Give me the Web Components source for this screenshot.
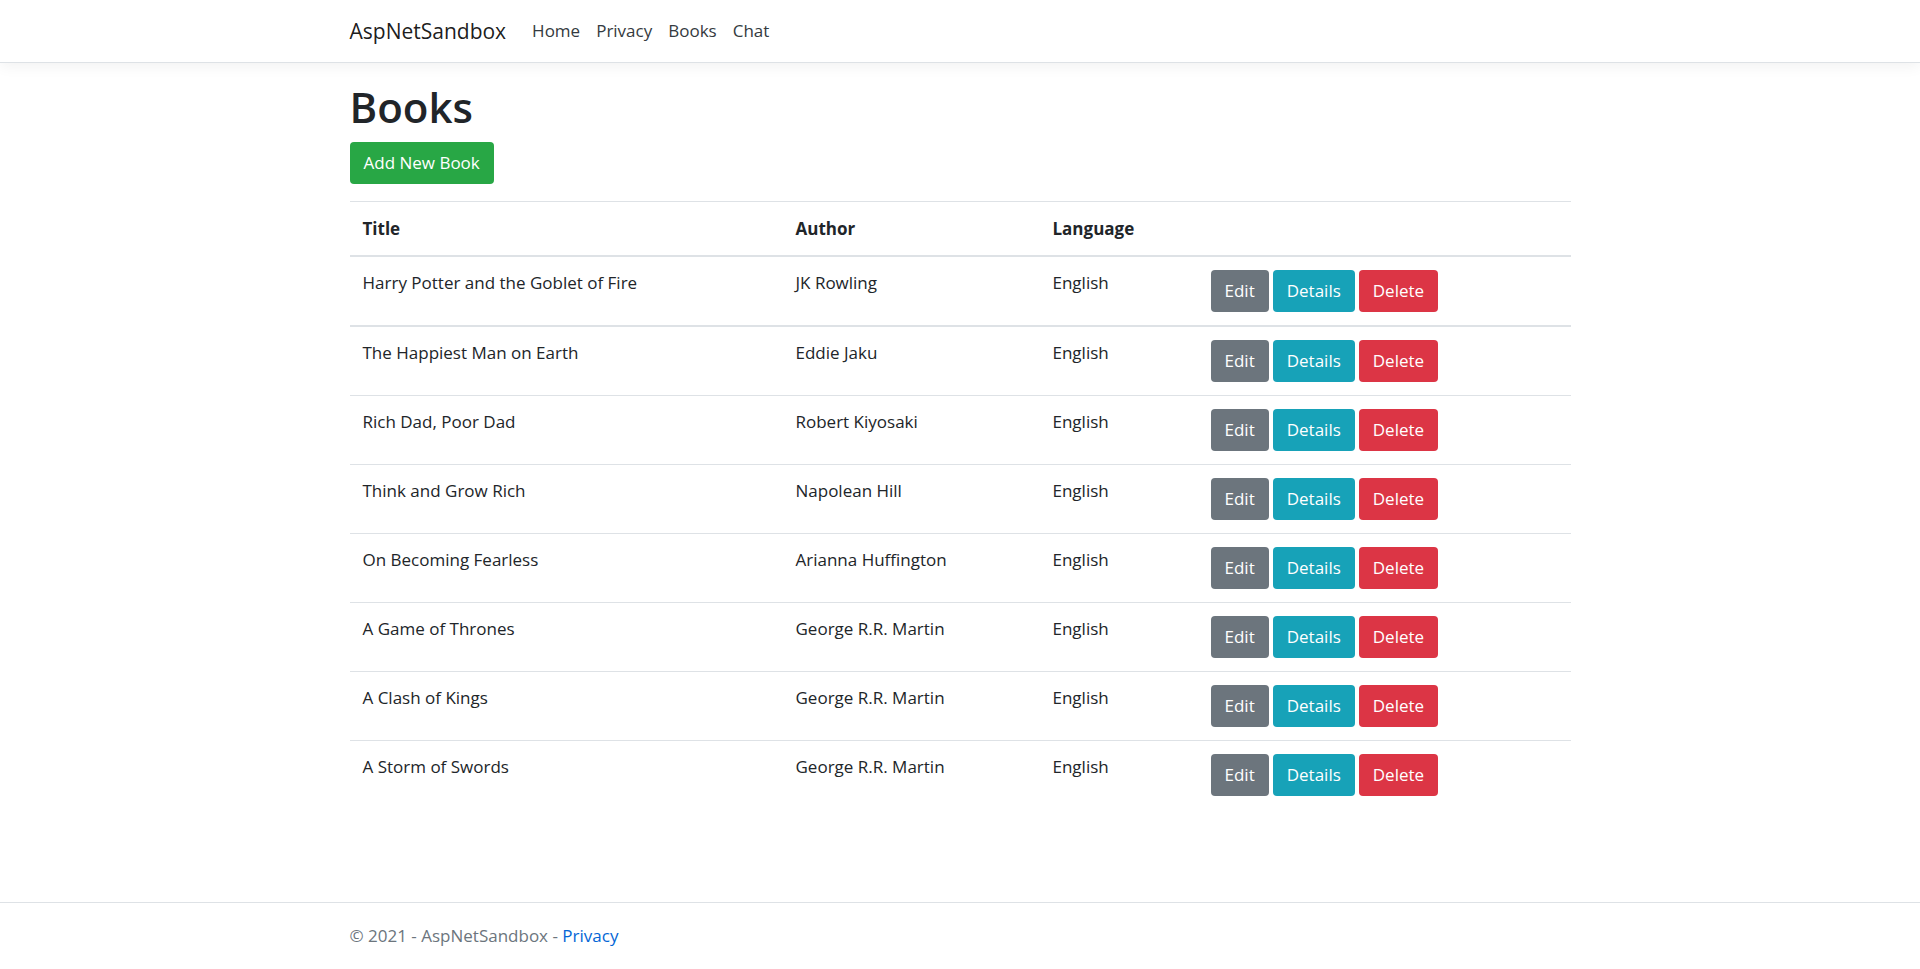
<!DOCTYPE html>
<html lang="en">
<head>
<meta charset="utf-8">
<meta name="viewport" content="width=device-width, initial-scale=1">
<title>Books - AspNetSandbox</title>
<style>
  body {
    margin: 0;
    font: 400 17px/26px "Open Sans", "Noto Sans", sans-serif;
    color: #212529;
    background: #fff;
  }
</style>
</head>
<body>
<sandbox-app></sandbox-app>

<template id="app-template">
  <style>
    :host { display: flex; flex-direction: column; min-height: 100vh; }
    main { flex: 1; padding: 18px 0 32px; }
    h1 { margin: 0 0 9px; font-size: 42px; line-height: 52px; font-weight: 600; }
    books-table { margin-top: 17px; }
  </style>
  <site-header></site-header>
  <main>
    <page-container>
      <h1>Books</h1>
      <action-button variant="success">Add New Book</action-button>
      <books-table></books-table>
    </page-container>
  </main>
  <site-footer></site-footer>
</template>

<template id="container-template">
  <style>
    :host { display: block; width: 100%; max-width: 1255px; box-sizing: border-box; margin: 0 auto; padding: 0 17px; }
  </style>
  <slot></slot>
</template>

<template id="header-template">
  <style>
    :host { display: block; border-bottom: 1px solid #dee2e6; box-shadow: 0 4px 13px rgba(0, 0, 0, .05); }
    nav { display: flex; align-items: center; height: 62px; }
    .brand { margin-right: 26px; font-size: 21px; line-height: 32px; color: rgba(0, 0, 0, .9); text-decoration: none; }
    ul { display: flex; gap: 16px; margin: 0; padding: 0; list-style: none; }
    li a { color: #343a40; text-decoration: none; }
  </style>
  <page-container>
    <nav aria-label="Main">
      <a class="brand" href="#">AspNetSandbox</a>
      <ul>
        <li><a href="#home">Home</a></li>
        <li><a href="#privacy">Privacy</a></li>
        <li><a href="#books">Books</a></li>
        <li><a href="#chat">Chat</a></li>
      </ul>
    </nav>
  </page-container>
</template>

<template id="button-template">
  <style>
    :host { display: block; width: fit-content; --fill: #28a745; }
    :host([variant="secondary"]) { --fill: #6c757d; }
    :host([variant="info"]) { --fill: #17a2b8; }
    :host([variant="danger"]) { --fill: #dc3545; }
    button {
      display: block;
      height: 42px;
      padding: 0 14px;
      border: 0;
      border-radius: 4px;
      background: var(--fill);
      color: #fff;
      font: inherit;
      white-space: nowrap;
      cursor: pointer;
    }
  </style>
  <button type="button"><slot></slot></button>
</template>

<template id="table-template">
  <style>
    :host { display: block; }
    table { width: 100%; table-layout: fixed; border-collapse: separate; border-spacing: 0; }
    .author { width: 257px; }
    .language { width: 158px; }
    .actions { width: 373px; }
    th, td { padding: 13px; text-align: left; vertical-align: top; }
    th { border-top: 1px solid #dee2e6; border-bottom: 2px solid #dee2e6; font-weight: 700; line-height: 27px; }
    td { border-bottom: 1px solid #dee2e6; }
    tr:first-child td { border-bottom-width: 2px; }
    tr:last-child td { border-bottom: 0; }
    .buttons { display: flex; gap: 4px; }
  </style>
  <table>
    <colgroup><col><col class="author"><col class="language"><col class="actions"></colgroup>
    <thead>
      <tr><th scope="col">Title</th><th scope="col">Author</th><th scope="col">Language</th><th></th></tr>
    </thead>
    <tbody></tbody>
  </table>
</template>

<template id="row-template">
  <tr>
    <td></td><td></td><td></td>
    <td>
      <div class="buttons">
        <action-button variant="secondary">Edit</action-button>
        <action-button variant="info">Details</action-button>
        <action-button variant="danger">Delete</action-button>
      </div>
    </td>
  </tr>
</template>

<template id="footer-template">
  <style>
    :host { display: block; border-top: 1px solid #dee2e6; color: #6c757d; line-height: 66px; }
    a { color: #0366d6; text-decoration: none; }
  </style>
  <page-container>© 2021 - AspNetSandbox - <a href="#privacy">Privacy</a></page-container>
</template>

<script>
  class TemplateElement extends HTMLElement {
    constructor() {
      super();
      const template = document.getElementById(this.constructor.template);
      this.attachShadow({ mode: "open" }).append(document.importNode(template.content, true));
    }
  }

  customElements.define("page-container", class extends TemplateElement {
    static template = "container-template";
  });
  customElements.define("action-button", class extends TemplateElement {
    static template = "button-template";
  });
  customElements.define("site-header", class extends TemplateElement {
    static template = "header-template";
  });
  customElements.define("site-footer", class extends TemplateElement {
    static template = "footer-template";
  });

  const BOOKS = [
    ["Harry Potter and the Goblet of Fire", "JK Rowling", "English"],
    ["The Happiest Man on Earth", "Eddie Jaku", "English"],
    ["Rich Dad, Poor Dad", "Robert Kiyosaki", "English"],
    ["Think and Grow Rich", "Napolean Hill", "English"],
    ["On Becoming Fearless", "Arianna Huffington", "English"],
    ["A Game of Thrones", "George R.R. Martin", "English"],
    ["A Clash of Kings", "George R.R. Martin", "English"],
    ["A Storm of Swords", "George R.R. Martin", "English"]
  ];

  customElements.define("books-table", class extends TemplateElement {
    static template = "table-template";
    constructor() {
      super();
      const body = this.shadowRoot.querySelector("tbody");
      const rowTemplate = document.getElementById("row-template");
      for (const book of BOOKS) {
        const row = document.importNode(rowTemplate.content, true);
        const cells = row.querySelectorAll("td");
        book.forEach((text, i) => { cells[i].textContent = text; });
        body.append(row);
      }
    }
  });

  customElements.define("sandbox-app", class extends TemplateElement {
    static template = "app-template";
  });
</script>
</body>
</html>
◆ ◆ ◆ ◆
● WRITTEN INSTRUCTION: Extract all the data above exactly, excluding every picture.

● FULL SOLUTION:
Give me the Web Components source for this screenshot.
<!DOCTYPE html>
<html lang="en">
<head>
<meta charset="utf-8">
<meta name="viewport" content="width=device-width, initial-scale=1">
<title>Books - AspNetSandbox</title>
<style>
  body {
    margin: 0;
    font: 400 17px/26px "Open Sans", "Noto Sans", sans-serif;
    color: #212529;
    background: #fff;
  }
</style>
</head>
<body>
<sandbox-app></sandbox-app>

<template id="app-template">
  <style>
    :host { display: flex; flex-direction: column; min-height: 100vh; }
    main { flex: 1; padding: 18px 0 32px; }
    h1 { margin: 0 0 9px; font-size: 42px; line-height: 52px; font-weight: 600; }
    books-table { margin-top: 17px; }
  </style>
  <site-header></site-header>
  <main>
    <page-container>
      <h1>Books</h1>
      <action-button variant="success">Add New Book</action-button>
      <books-table></books-table>
    </page-container>
  </main>
  <site-footer></site-footer>
</template>

<template id="container-template">
  <style>
    :host { display: block; width: 100%; max-width: 1255px; box-sizing: border-box; margin: 0 auto; padding: 0 17px; }
  </style>
  <slot></slot>
</template>

<template id="header-template">
  <style>
    :host { display: block; border-bottom: 1px solid #dee2e6; box-shadow: 0 4px 13px rgba(0, 0, 0, .05); }
    nav { display: flex; align-items: center; height: 62px; }
    .brand { margin-right: 26px; font-size: 21px; line-height: 32px; color: rgba(0, 0, 0, .9); text-decoration: none; }
    ul { display: flex; gap: 16px; margin: 0; padding: 0; list-style: none; }
    li a { color: #343a40; text-decoration: none; }
  </style>
  <page-container>
    <nav aria-label="Main">
      <a class="brand" href="#">AspNetSandbox</a>
      <ul>
        <li><a href="#home">Home</a></li>
        <li><a href="#privacy">Privacy</a></li>
        <li><a href="#books">Books</a></li>
        <li><a href="#chat">Chat</a></li>
      </ul>
    </nav>
  </page-container>
</template>

<template id="button-template">
  <style>
    :host { display: block; width: fit-content; --fill: #28a745; }
    :host([variant="secondary"]) { --fill: #6c757d; }
    :host([variant="info"]) { --fill: #17a2b8; }
    :host([variant="danger"]) { --fill: #dc3545; }
    button {
      display: block;
      height: 42px;
      padding: 0 14px;
      border: 0;
      border-radius: 4px;
      background: var(--fill);
      color: #fff;
      font: inherit;
      white-space: nowrap;
      cursor: pointer;
    }
  </style>
  <button type="button"><slot></slot></button>
</template>

<template id="table-template">
  <style>
    :host { display: block; }
    table { width: 100%; table-layout: fixed; border-collapse: separate; border-spacing: 0; }
    .author { width: 257px; }
    .language { width: 158px; }
    .actions { width: 373px; }
    th, td { padding: 13px; text-align: left; vertical-align: top; }
    th { border-top: 1px solid #dee2e6; border-bottom: 2px solid #dee2e6; font-weight: 700; line-height: 27px; }
    td { border-bottom: 1px solid #dee2e6; }
    tr:first-child td { border-bottom-width: 2px; }
    tr:last-child td { border-bottom: 0; }
    .buttons { display: flex; gap: 4px; }
  </style>
  <table>
    <colgroup><col><col class="author"><col class="language"><col class="actions"></colgroup>
    <thead>
      <tr><th scope="col">Title</th><th scope="col">Author</th><th scope="col">Language</th><th></th></tr>
    </thead>
    <tbody></tbody>
  </table>
</template>

<template id="row-template">
  <tr>
    <td></td><td></td><td></td>
    <td>
      <div class="buttons">
        <action-button variant="secondary">Edit</action-button>
        <action-button variant="info">Details</action-button>
        <action-button variant="danger">Delete</action-button>
      </div>
    </td>
  </tr>
</template>

<template id="footer-template">
  <style>
    :host { display: block; border-top: 1px solid #dee2e6; color: #6c757d; line-height: 66px; }
    a { color: #0366d6; text-decoration: none; }
  </style>
  <page-container>© 2021 - AspNetSandbox - <a href="#privacy">Privacy</a></page-container>
</template>

<script>
  class TemplateElement extends HTMLElement {
    constructor() {
      super();
      const template = document.getElementById(this.constructor.template);
      this.attachShadow({ mode: "open" }).append(document.importNode(template.content, true));
    }
  }

  customElements.define("page-container", class extends TemplateElement {
    static template = "container-template";
  });
  customElements.define("action-button", class extends TemplateElement {
    static template = "button-template";
  });
  customElements.define("site-header", class extends TemplateElement {
    static template = "header-template";
  });
  customElements.define("site-footer", class extends TemplateElement {
    static template = "footer-template";
  });

  const BOOKS = [
    ["Harry Potter and the Goblet of Fire", "JK Rowling", "English"],
    ["The Happiest Man on Earth", "Eddie Jaku", "English"],
    ["Rich Dad, Poor Dad", "Robert Kiyosaki", "English"],
    ["Think and Grow Rich", "Napolean Hill", "English"],
    ["On Becoming Fearless", "Arianna Huffington", "English"],
    ["A Game of Thrones", "George R.R. Martin", "English"],
    ["A Clash of Kings", "George R.R. Martin", "English"],
    ["A Storm of Swords", "George R.R. Martin", "English"]
  ];

  customElements.define("books-table", class extends TemplateElement {
    static template = "table-template";
    constructor() {
      super();
      const body = this.shadowRoot.querySelector("tbody");
      const rowTemplate = document.getElementById("row-template");
      for (const book of BOOKS) {
        const row = document.importNode(rowTemplate.content, true);
        const cells = row.querySelectorAll("td");
        book.forEach((text, i) => { cells[i].textContent = text; });
        body.append(row);
      }
    }
  });

  customElements.define("sandbox-app", class extends TemplateElement {
    static template = "app-template";
  });
</script>
</body>
</html>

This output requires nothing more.